Muchos de estos autores son analizados por el escritor Javier Barreiro en Alcohol y literatura (MenosCuarto), un volumen lleno de anécdotas protagonizadas por figuras tan destacadas como Herodoto, Alfred Jarry, Pablo Neruda (cuyas memorias, Confieso que he vivido, han sido a menudo rebautizadas como Confieso que he bebido), Malcolm Lowry, Dylan Thomas, Ernest Hemingway, Juan Benet, Juan Carlos Onetti, o Raymond Chandler.

«Beber es placentero pero puede perjudicar y llevar a cometer actos inqueridos y violentos», explica el autor. Ilumina y embrutece. Hace más humano y más salvaje. Como tantas cosas, es pura contradicción: sienta bien y mal, alegra y entristece, proporciona tono y lo apaga, estimula la creación y es capaz de abolirla para siempre».

Desde el maestro Edgar Allan Poe, que murió tras un episodio de delirium tremens, hasta el premio Nobel de 1920, el noruego Knut Hansum, que se presentó en la Academia Sueca completamente ebrio, el alcohol ha sido para muchos al mismo tiempo la gran musa y la perdición. Se cuenta que Rubén Darío llegó a atracar en la bahía de Cádiz, pero nunca pisó tierra por hallarse en un estado lamentable a cuenta del síndrome de abstinencia.

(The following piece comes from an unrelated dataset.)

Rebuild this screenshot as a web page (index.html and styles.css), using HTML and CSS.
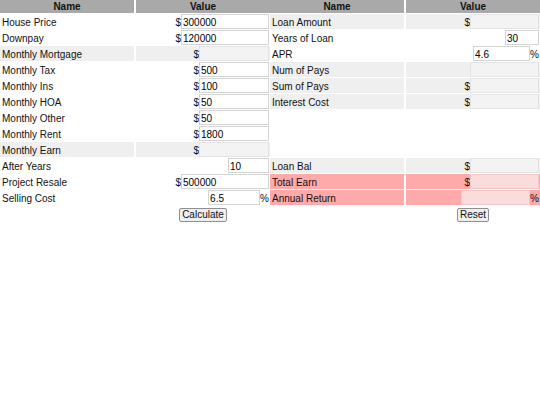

Alcohólicos que han escrito sus mejores obras bajo el efecto de la bebida han sido entre otros Joseph Roth (La leyenda del santo bebedor), Hans Fallada (El bebedor), Venedikt Erofeyev (Moscú-Petushki) o Charles Bukowski, que se hizo famoso en Europa bebiendo generosamente en cierto plató de la televisión francesa.

También escribió presa de los vapores etílicos el mexicano Juan Rulfo su Pedro Páramo, el chileno José Donoso murió de cirrosis hepática después de una larga vida de bebedor, y el cubano Cabrera Infante confió a un amigo: «¿Sabes, chico, qué es peor que un alcohólico? Una persona que ha dejado de beber en contra de su voluntad». Otros aficionados conocidos son los peruanos Alfredo Bryce Echenique (con aquella famosa anécdota en la que al oír el nombre del académico Manuel Alvar exclamó «¡eso, al bar, al bar!», o Julio Ramón Rybeiro, autor del memorable cuento Las botellas y los hombres; el argentino Abelardo Castillo (El que tiene sed) o el venezolano Adriano González León (Hombre que daba sed), sin olvidar al boliviano Víctor Hugo Viscarra y su demoledor Borracho estaba, pero me acuerdo.

En España, pocos autores como Quevedo cantaron más y mejor al vino, aunque también acusó con frecuencia de borracho a su rival más encarnizado, Luis de Góngora. Y mucho lo hicieron también los grandes bohemios como Alejandro Sawa, Valle-Inclán o Mariano de Cavia, en un tiempo en que en los bares más ilustrados se rendía culto a la absenta.

En tiempos más recientes, la llamada Generación del 50 fue conocida también como La Cosecha del 50 por su afición a los alcoholes. No en vano, uno de sus nombres mayores, Claudio Rodríguez, se dio a conocer con el premio Adonais con el poemario Don de la ebriedad, el gaditano Fernando Quiñones se forjó como narrador con sus Cinco historias del vino y su paisano José Manuel Caballero Bonald, único superviviente de aquella quinta que se curaba todas las dolencias con manzanilla de Sanlúcar, escribió un Breviario del vino y siempre defendió la taberna como un espacio, más que de ocio, de libertad. «Éramos como un nuevo talante para vivir y para beber frente a aquella mezquindad ambiental, el aburrimiento y la ramplonería de los años cincuenta y sesenta en España», afirma.

El alcohol, que fue la ruina de muchos, ha dado también a algunos para vivir. El andaluz nacido en Barcelona Mauricio Wiesenthal, autor de un monumental Diccionario del vino entre otros títulos afines, ha subsistido durante mucho tiempo redactando hermosos textos para las etiquetas de las botellas y dando conferencias sobre el tema.